Stored data:
####
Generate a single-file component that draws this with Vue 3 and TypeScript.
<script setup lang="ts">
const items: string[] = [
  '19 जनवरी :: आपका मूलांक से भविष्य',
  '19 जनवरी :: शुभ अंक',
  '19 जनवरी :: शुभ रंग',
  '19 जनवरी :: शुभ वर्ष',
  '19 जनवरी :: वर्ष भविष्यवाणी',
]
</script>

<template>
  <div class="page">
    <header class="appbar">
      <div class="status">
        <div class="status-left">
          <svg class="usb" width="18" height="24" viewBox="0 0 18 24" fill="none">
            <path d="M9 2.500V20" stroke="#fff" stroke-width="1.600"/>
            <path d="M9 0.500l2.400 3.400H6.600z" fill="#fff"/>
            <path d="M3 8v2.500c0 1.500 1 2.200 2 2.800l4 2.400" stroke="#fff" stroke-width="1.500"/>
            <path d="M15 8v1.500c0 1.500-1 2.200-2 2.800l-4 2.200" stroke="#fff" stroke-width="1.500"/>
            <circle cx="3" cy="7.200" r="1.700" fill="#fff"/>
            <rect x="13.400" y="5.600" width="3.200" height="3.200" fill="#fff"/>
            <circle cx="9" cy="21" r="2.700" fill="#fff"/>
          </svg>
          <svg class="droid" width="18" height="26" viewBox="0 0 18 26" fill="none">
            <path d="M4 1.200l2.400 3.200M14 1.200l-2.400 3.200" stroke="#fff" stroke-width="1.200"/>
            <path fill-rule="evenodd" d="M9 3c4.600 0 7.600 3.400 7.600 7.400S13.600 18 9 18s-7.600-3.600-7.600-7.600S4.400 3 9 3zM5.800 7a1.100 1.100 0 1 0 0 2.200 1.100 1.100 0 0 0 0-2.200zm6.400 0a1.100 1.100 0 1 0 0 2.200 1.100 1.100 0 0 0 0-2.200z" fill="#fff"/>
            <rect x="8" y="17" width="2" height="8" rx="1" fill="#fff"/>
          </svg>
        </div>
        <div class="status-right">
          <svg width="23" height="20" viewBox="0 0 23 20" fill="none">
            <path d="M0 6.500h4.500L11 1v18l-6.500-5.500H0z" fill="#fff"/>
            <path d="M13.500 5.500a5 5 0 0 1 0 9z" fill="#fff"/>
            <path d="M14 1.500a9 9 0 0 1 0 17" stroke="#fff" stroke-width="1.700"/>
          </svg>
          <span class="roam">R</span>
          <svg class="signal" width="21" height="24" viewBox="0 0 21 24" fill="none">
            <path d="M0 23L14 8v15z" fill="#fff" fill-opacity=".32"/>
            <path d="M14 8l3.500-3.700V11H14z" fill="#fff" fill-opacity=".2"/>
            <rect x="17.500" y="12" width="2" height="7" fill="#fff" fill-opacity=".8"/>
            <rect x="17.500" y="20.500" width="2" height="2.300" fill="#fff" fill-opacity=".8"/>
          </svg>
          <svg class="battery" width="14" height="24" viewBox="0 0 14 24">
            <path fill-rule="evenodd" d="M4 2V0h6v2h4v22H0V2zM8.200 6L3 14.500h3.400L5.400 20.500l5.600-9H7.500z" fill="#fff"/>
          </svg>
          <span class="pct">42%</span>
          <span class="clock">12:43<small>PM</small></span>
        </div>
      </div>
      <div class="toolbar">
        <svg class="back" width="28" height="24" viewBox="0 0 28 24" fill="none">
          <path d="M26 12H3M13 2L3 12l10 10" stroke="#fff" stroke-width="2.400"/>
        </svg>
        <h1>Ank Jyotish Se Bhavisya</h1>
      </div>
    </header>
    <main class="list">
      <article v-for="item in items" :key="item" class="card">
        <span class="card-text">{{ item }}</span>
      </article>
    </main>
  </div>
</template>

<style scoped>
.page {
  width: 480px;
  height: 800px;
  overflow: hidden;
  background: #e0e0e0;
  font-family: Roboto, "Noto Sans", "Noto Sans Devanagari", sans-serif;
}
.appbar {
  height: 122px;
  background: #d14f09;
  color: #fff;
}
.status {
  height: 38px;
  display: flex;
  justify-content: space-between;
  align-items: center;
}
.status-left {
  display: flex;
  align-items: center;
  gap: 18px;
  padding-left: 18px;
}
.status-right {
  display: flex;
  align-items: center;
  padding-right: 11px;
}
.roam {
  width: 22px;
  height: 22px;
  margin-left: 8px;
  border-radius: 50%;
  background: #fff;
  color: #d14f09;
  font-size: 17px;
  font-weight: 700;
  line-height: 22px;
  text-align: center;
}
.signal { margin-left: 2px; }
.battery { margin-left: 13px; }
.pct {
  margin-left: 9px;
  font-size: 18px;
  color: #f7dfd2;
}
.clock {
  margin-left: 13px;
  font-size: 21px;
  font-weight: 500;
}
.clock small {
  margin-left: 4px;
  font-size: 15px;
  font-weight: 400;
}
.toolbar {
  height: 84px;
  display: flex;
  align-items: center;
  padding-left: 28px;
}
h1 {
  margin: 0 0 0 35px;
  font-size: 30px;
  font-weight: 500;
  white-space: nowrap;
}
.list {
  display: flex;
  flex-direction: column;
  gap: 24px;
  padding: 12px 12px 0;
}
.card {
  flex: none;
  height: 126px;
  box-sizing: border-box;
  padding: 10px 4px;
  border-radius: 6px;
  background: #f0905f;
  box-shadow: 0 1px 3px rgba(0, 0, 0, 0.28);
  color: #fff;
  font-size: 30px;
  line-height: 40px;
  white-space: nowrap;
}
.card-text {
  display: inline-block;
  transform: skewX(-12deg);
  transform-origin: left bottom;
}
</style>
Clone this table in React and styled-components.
####
The problem: Make an exact copy of every entry.

Finished exercise:
Generate a single-file component that draws this with Vue 3 and TypeScript.
<script setup lang="ts">
const items: string[] = [
  '19 जनवरी :: आपका मूलांक से भविष्य',
  '19 जनवरी :: शुभ अंक',
  '19 जनवरी :: शुभ रंग',
  '19 जनवरी :: शुभ वर्ष',
  '19 जनवरी :: वर्ष भविष्यवाणी',
]
</script>

<template>
  <div class="page">
    <header class="appbar">
      <div class="status">
        <div class="status-left">
          <svg class="usb" width="18" height="24" viewBox="0 0 18 24" fill="none">
            <path d="M9 2.500V20" stroke="#fff" stroke-width="1.600"/>
            <path d="M9 0.500l2.400 3.400H6.600z" fill="#fff"/>
            <path d="M3 8v2.500c0 1.500 1 2.200 2 2.800l4 2.400" stroke="#fff" stroke-width="1.500"/>
            <path d="M15 8v1.500c0 1.500-1 2.200-2 2.800l-4 2.200" stroke="#fff" stroke-width="1.500"/>
            <circle cx="3" cy="7.200" r="1.700" fill="#fff"/>
            <rect x="13.400" y="5.600" width="3.200" height="3.200" fill="#fff"/>
            <circle cx="9" cy="21" r="2.700" fill="#fff"/>
          </svg>
          <svg class="droid" width="18" height="26" viewBox="0 0 18 26" fill="none">
            <path d="M4 1.200l2.400 3.200M14 1.200l-2.400 3.200" stroke="#fff" stroke-width="1.200"/>
            <path fill-rule="evenodd" d="M9 3c4.600 0 7.600 3.400 7.600 7.400S13.600 18 9 18s-7.600-3.600-7.600-7.600S4.400 3 9 3zM5.800 7a1.100 1.100 0 1 0 0 2.200 1.100 1.100 0 0 0 0-2.200zm6.400 0a1.100 1.100 0 1 0 0 2.200 1.100 1.100 0 0 0 0-2.200z" fill="#fff"/>
            <rect x="8" y="17" width="2" height="8" rx="1" fill="#fff"/>
          </svg>
        </div>
        <div class="status-right">
          <svg width="23" height="20" viewBox="0 0 23 20" fill="none">
            <path d="M0 6.500h4.500L11 1v18l-6.500-5.500H0z" fill="#fff"/>
            <path d="M13.500 5.500a5 5 0 0 1 0 9z" fill="#fff"/>
            <path d="M14 1.500a9 9 0 0 1 0 17" stroke="#fff" stroke-width="1.700"/>
          </svg>
          <span class="roam">R</span>
          <svg class="signal" width="21" height="24" viewBox="0 0 21 24" fill="none">
            <path d="M0 23L14 8v15z" fill="#fff" fill-opacity=".32"/>
            <path d="M14 8l3.500-3.700V11H14z" fill="#fff" fill-opacity=".2"/>
            <rect x="17.500" y="12" width="2" height="7" fill="#fff" fill-opacity=".8"/>
            <rect x="17.500" y="20.500" width="2" height="2.300" fill="#fff" fill-opacity=".8"/>
          </svg>
          <svg class="battery" width="14" height="24" viewBox="0 0 14 24">
            <path fill-rule="evenodd" d="M4 2V0h6v2h4v22H0V2zM8.200 6L3 14.500h3.400L5.400 20.500l5.600-9H7.500z" fill="#fff"/>
          </svg>
          <span class="pct">42%</span>
          <span class="clock">12:43<small>PM</small></span>
        </div>
      </div>
      <div class="toolbar">
        <svg class="back" width="28" height="24" viewBox="0 0 28 24" fill="none">
          <path d="M26 12H3M13 2L3 12l10 10" stroke="#fff" stroke-width="2.400"/>
        </svg>
        <h1>Ank Jyotish Se Bhavisya</h1>
      </div>
    </header>
    <main class="list">
      <article v-for="item in items" :key="item" class="card">
        <span class="card-text">{{ item }}</span>
      </article>
    </main>
  </div>
</template>

<style scoped>
.page {
  width: 480px;
  height: 800px;
  overflow: hidden;
  background: #e0e0e0;
  font-family: Roboto, "Noto Sans", "Noto Sans Devanagari", sans-serif;
}
.appbar {
  height: 122px;
  background: #d14f09;
  color: #fff;
}
.status {
  height: 38px;
  display: flex;
  justify-content: space-between;
  align-items: center;
}
.status-left {
  display: flex;
  align-items: center;
  gap: 18px;
  padding-left: 18px;
}
.status-right {
  display: flex;
  align-items: center;
  padding-right: 11px;
}
.roam {
  width: 22px;
  height: 22px;
  margin-left: 8px;
  border-radius: 50%;
  background: #fff;
  color: #d14f09;
  font-size: 17px;
  font-weight: 700;
  line-height: 22px;
  text-align: center;
}
.signal { margin-left: 2px; }
.battery { margin-left: 13px; }
.pct {
  margin-left: 9px;
  font-size: 18px;
  color: #f7dfd2;
}
.clock {
  margin-left: 13px;
  font-size: 21px;
  font-weight: 500;
}
.clock small {
  margin-left: 4px;
  font-size: 15px;
  font-weight: 400;
}
.toolbar {
  height: 84px;
  display: flex;
  align-items: center;
  padding-left: 28px;
}
h1 {
  margin: 0 0 0 35px;
  font-size: 30px;
  font-weight: 500;
  white-space: nowrap;
}
.list {
  display: flex;
  flex-direction: column;
  gap: 24px;
  padding: 12px 12px 0;
}
.card {
  flex: none;
  height: 126px;
  box-sizing: border-box;
  padding: 10px 4px;
  border-radius: 6px;
  background: #f0905f;
  box-shadow: 0 1px 3px rgba(0, 0, 0, 0.28);
  color: #fff;
  font-size: 30px;
  line-height: 40px;
  white-space: nowrap;
}
.card-text {
  display: inline-block;
  transform: skewX(-12deg);
  transform-origin: left bottom;
}
</style>
Clone this table in React and styled-components.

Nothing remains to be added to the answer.